The state of Michigan does necessarily consider a “normal” driver legally drunk until his or her blood alcohol concentration reaches 0.08%. However, if an individual has a commercial driver’s license, that legal limit for a DUI arrest drops dramatically since the Federal Motor Carrier Safety Administration holds truck drivers to a higher standard. After all, they operate vehicles that are large and can weigh upwards of 80,000 pounds.
In fact, it is not just the weight and size of the vehicles that led to the current FMCSA rules. Truck drivers usually spend significantly more time driving than others do, and they may carry hazardous materials that could cause significant harm to people and the environment in an accident. For this reason, the FMCSA allows police officers in any jurisdiction across the country, including here in Michigan, to arrest a driver with a CDL on suspicion of drunk driving with a BAC of only 0.04%.

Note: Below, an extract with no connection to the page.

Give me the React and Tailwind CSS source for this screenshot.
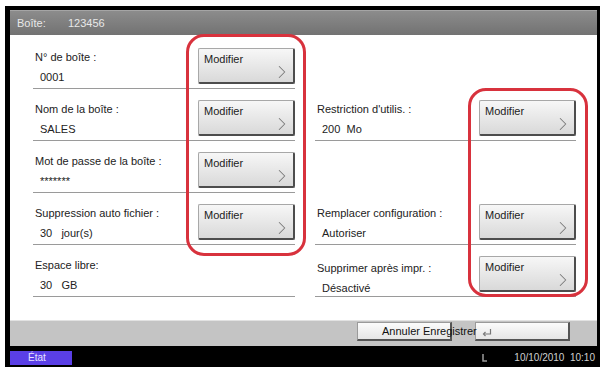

While many truck drivers would never drink alcohol while driving their rigs, this rule applies to their personal vehicles as well. A BAC of 0.04% equates to one, maybe two, beers depending on the person. For this reason, the best practice for truck drivers is not to drink at all if they know they will be driving.
In an ideal world, every truck driver would always follow that rule. However, people make mistakes, and anyone facing a DUI charge could spend time in jail and pay fines if convicted. The difference is that a truck driver also loses his or her livelihood to a CDL suspension or revocation. Most trucking companies terminate a driver’s employment if that happens, and finding another job in the future could prove problematic. This makes challenging a DUI charge imperative for any truck driver who wants the chance to avoid losing his or her CDL license and livelihood.